En prélude à ces Etats Généraux 2021, les affiliés réaffirment une conception largement partagée de l’accompagnement, que nous entendons continuer à défendre. Elle peut être esquissée comme suit : Une démarche qui part des réalités de la personne et s’y adapte, dans une approche humaine, menée en collaborations, qui fait sens pour les intéressés et les place en position d’acteurs, cherche à transformer l’environnement sociétal et ose se réinventer pour œuvrer à l’inclusion effective des plus marginalisés, et à leur émancipation.

Ceci reflète l’approche singulière de l’ISP, mise à plat par les affiliés en 2013 dans la brochure « Une autre voie vers l’intégration… » A l’opposé d’une vision réductrice de la personne, nous travaillons sur ses ressources pour développer son pouvoir d’agir. La confiance est instaurée à la faveur de périodes d’intervention assez longues. Nos pratiques, individualisées, misent beaucoup sur le groupe, qui soutient, transforme. L’optique est intégratrice des dimensions personnelle, sociale et professionnelle, grâce à la multidisciplinarité, au partenariat, au travail en réseau. La diversité des situations induit un renouvellement continu ; la standardisation est de facto limitée… Et ce qui lie tous ces ingrédients, c’est l’accompagnement !

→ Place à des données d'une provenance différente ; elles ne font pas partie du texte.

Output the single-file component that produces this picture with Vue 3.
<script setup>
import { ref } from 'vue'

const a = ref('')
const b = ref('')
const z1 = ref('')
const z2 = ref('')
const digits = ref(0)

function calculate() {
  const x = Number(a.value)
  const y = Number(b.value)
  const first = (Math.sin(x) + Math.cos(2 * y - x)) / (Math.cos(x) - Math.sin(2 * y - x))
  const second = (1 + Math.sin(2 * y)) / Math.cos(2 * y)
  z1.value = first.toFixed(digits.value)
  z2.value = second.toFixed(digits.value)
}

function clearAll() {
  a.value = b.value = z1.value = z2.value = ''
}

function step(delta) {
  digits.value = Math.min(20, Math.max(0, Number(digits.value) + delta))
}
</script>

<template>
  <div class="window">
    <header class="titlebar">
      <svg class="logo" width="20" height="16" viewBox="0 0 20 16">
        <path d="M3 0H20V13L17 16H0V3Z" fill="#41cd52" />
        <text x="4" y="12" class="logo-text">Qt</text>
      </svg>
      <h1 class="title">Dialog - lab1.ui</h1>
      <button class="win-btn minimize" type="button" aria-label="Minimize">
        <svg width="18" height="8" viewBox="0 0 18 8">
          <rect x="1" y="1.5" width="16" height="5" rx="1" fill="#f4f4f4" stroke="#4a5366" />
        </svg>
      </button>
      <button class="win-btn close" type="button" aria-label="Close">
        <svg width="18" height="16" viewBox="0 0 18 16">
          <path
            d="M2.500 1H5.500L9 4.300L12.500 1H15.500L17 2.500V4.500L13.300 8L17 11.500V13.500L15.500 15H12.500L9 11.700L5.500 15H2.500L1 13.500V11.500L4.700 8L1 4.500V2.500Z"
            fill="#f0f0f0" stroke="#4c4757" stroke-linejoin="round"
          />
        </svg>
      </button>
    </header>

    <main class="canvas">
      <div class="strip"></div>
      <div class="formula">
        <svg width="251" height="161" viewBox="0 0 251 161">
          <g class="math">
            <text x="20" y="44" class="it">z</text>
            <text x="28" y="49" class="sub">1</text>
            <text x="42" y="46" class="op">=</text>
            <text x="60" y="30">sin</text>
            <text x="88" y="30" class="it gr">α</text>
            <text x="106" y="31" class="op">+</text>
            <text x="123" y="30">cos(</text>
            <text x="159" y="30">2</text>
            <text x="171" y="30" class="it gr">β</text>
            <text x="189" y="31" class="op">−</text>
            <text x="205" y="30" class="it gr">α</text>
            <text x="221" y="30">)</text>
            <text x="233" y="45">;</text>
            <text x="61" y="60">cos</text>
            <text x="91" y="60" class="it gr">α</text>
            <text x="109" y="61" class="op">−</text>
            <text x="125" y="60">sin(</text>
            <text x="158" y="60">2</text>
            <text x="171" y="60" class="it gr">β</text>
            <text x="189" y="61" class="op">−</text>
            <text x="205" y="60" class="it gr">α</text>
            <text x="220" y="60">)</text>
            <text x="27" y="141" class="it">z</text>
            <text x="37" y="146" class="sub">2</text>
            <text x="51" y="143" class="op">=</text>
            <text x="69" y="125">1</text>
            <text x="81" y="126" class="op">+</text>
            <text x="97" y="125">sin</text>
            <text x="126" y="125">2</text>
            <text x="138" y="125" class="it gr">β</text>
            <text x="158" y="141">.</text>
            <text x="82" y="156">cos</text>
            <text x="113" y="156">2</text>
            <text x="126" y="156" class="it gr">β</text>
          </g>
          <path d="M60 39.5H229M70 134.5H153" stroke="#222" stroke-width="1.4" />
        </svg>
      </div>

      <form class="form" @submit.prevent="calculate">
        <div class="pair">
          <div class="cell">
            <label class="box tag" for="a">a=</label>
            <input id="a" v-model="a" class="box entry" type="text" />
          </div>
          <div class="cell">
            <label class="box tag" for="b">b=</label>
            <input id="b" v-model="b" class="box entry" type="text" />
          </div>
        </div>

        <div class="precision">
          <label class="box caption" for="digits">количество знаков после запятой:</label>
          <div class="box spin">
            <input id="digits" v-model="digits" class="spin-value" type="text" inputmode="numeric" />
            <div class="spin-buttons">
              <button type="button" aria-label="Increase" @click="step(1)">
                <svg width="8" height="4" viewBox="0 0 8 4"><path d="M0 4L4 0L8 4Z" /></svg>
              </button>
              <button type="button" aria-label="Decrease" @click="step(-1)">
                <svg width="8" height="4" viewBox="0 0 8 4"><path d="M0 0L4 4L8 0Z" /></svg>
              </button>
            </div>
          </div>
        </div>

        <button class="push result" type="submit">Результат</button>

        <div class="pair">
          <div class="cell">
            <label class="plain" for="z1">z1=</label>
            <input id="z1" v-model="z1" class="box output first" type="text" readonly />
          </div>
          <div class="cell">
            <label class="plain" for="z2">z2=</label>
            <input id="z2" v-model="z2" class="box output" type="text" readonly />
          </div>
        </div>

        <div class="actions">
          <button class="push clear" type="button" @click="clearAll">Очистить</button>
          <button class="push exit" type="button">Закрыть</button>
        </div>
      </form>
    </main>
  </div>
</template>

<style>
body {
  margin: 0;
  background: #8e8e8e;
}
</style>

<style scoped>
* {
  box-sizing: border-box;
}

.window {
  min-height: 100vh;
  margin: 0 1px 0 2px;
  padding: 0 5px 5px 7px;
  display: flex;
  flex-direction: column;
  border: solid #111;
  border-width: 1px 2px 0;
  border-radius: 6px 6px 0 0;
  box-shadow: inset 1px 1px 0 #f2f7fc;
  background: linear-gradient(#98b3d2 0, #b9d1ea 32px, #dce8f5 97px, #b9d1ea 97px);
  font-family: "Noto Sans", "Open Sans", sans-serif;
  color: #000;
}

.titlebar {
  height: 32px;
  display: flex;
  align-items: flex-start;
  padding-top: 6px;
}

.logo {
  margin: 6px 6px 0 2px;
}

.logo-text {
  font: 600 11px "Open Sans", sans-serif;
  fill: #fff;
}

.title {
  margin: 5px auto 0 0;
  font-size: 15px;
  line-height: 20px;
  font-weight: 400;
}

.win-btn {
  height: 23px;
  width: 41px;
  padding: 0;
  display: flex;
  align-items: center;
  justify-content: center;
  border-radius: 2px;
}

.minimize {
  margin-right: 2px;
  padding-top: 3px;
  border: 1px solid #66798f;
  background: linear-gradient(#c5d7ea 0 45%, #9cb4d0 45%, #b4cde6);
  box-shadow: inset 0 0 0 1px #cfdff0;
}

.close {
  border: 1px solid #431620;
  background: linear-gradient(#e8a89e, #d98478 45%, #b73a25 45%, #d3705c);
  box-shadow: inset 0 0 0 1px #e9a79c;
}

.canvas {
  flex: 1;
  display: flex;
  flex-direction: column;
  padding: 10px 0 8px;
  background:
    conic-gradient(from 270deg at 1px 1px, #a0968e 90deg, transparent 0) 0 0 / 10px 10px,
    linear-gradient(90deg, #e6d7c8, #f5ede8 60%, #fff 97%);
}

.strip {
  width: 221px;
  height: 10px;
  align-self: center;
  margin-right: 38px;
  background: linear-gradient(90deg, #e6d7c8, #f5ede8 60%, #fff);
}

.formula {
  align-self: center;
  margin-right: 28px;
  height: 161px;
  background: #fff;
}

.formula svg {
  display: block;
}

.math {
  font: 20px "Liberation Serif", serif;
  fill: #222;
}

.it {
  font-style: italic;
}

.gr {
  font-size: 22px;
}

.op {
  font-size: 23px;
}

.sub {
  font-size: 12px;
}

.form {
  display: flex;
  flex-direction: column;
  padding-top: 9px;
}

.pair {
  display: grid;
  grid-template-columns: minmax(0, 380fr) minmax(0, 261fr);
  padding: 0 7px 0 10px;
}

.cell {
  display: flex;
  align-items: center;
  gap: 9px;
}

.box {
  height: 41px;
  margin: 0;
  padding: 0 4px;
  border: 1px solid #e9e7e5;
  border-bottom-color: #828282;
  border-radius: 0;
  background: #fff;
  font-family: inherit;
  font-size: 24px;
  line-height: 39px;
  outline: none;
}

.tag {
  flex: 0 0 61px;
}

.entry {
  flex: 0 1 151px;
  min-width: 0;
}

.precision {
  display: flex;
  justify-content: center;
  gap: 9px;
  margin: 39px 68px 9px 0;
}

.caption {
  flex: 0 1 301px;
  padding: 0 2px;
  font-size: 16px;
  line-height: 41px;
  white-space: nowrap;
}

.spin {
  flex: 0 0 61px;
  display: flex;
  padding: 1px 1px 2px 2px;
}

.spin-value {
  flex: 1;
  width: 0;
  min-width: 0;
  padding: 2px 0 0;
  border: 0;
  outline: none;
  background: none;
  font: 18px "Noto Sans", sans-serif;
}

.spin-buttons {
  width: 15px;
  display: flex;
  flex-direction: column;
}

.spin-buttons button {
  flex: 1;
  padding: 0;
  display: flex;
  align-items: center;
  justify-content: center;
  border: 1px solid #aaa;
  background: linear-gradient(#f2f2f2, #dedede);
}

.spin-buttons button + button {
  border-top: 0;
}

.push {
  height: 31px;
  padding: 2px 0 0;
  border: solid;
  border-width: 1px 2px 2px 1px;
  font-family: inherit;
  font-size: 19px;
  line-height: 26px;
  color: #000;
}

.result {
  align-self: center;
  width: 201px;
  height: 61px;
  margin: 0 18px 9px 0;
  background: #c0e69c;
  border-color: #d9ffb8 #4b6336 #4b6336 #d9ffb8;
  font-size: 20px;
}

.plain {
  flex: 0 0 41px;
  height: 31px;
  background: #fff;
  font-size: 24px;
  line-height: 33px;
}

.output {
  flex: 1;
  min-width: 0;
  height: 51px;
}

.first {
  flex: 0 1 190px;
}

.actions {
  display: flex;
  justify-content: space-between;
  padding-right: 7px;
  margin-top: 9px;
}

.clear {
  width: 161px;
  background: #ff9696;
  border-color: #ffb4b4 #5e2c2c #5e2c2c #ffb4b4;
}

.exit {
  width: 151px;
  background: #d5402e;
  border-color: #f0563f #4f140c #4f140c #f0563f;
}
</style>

Prendre les besoins des personnes comme point d’ancrage, c’est s’inscrire dans un paradigme inclusif. Et ça conduit à explorer les marges, voire à sortir du cadre. Depuis ses origines, notre secteur questionne les contours de l’action et crée de nouvelles réponses. Interpellant le politique. C’est là une de ses valeurs ajoutées. Il s’affirme comme partenaire à part entière des services publics, dans une optique de complémentarité. Car outre accompagner des publics en grande difficulté, nous réintroduisons de l’humain là où il n’y a guère que des procédures, développons des modèles d’intervention alternatifs, ouvrons des voies pour changer l’environnement sociétal… et pas seulement l’individu.

Or dans le contexte actuel, les freins à l’insertion sont peu investigués dans le paysage mais vus comme des caractéristiques intrinsèques aux personnes. On est prié de se conformer aux exigences d’un marché de l’emploi qui pourtant nous exclut si l’on est peu qualifié. Prouver qu’on cherche un travail est devenu une fin en soi… Il y a trop peu d’écoute, un déficit de sens.

Alors l’accompagnement vise à en recréer. Dans un cadre institutionnel souvent abscons, les démarches à accomplir par nos publics doivent être reliées à leurs problèmes concrets. La question du sens se pose aussi au niveau des équipes, dont l’inventivité déployée pour accompagner les usagers peut se heurter à l’âpreté des logiques de financement ou administratives. Et c’est pire quand elles reçoivent des injonctions incompatibles avec l’éthique-même de leur métier. Par exemple si on leur impose de transférer à des instances exerçant le contrôle social des données jugées confidentielles.

Ces dix-huit derniers mois, la tendance à la digitalisation de tout type de service s’est prodigieusement accentuée. L’enjeu devient majeur en termes d’accès aux droits fondamentaux. Pour la formation et l’accompagnement vers l’emploi, le présentiel est un impératif que nous défendons avec force. Tout en redoublant d’efforts pédagogiques contre la fracture numérique.

De longue date, la fédération réclame que le holà soit mis à la normalisation des personnes et à la pression qu’elle engendre. Au « contrôle » qui effraye et parfois sanctionne, nous préférons « poser le cadre », qui soutient, structure et sécurise socialement. L’ISP doit se prémunir contre tout modèle d’accompagnement trop formalisé, rigidifié, qui deviendrait inadéquat pour lutter contre l’exclusion. Nos démarches émancipatrices requièrent le plein exercice de la liberté associative et de l’autonomie des pouvoirs locaux.